Conflicts of Interests in Shareholders’ Meetings of Brazilian Corporations: the Legal Framework according to Scholars and the Case Law of the Brazilian Securities and Exchange Commission
Abstract
The issue addressed in this paper relates to the interpretation, according to Brazilian scholars and the case law of the decision board of the Brazilian Securities and Exchange Commission, of the provisions governing conflicts of interests in shareholders’ meeting of Brazilian corporations. More specifically, this paper envisions to answer how the rules regarding conflicts of interests in shareholders’ meetings of Brazilian corporations should be interpreted and applied. To that end, we will analyse opinions of scholars in respect to the interpretation of the caput and first paragraph of article 115 of Law n. 6,404/76, as well as two cases judged by the decision board of the Brazilian Securities and Exchange Commission.
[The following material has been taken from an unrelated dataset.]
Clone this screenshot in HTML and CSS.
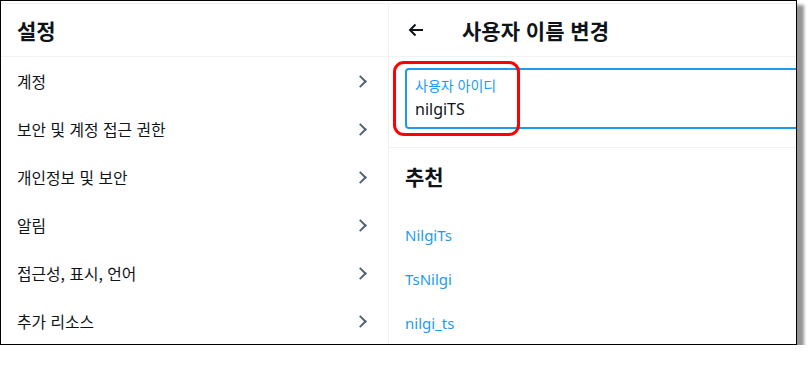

After a brief introduction on the legal background in Brazil and abroad on the matter, this paper specifically analyses the interpretation of the caput and the first paragraph of article 115 of Law n. 6,404/76. Articles 116 and 117 of Law 6,404/76, which establish specific duties of the controlling shareholders and complement the legal framework regarding the conflicts of interests in Brazilian corporations, will not be analysed. Key words: Conflicts of Interests, Abuse of Voting Rights, Undue Advantages, Private Benefits, Brazilian corporations, Brazilian Securities and Exchange Commission.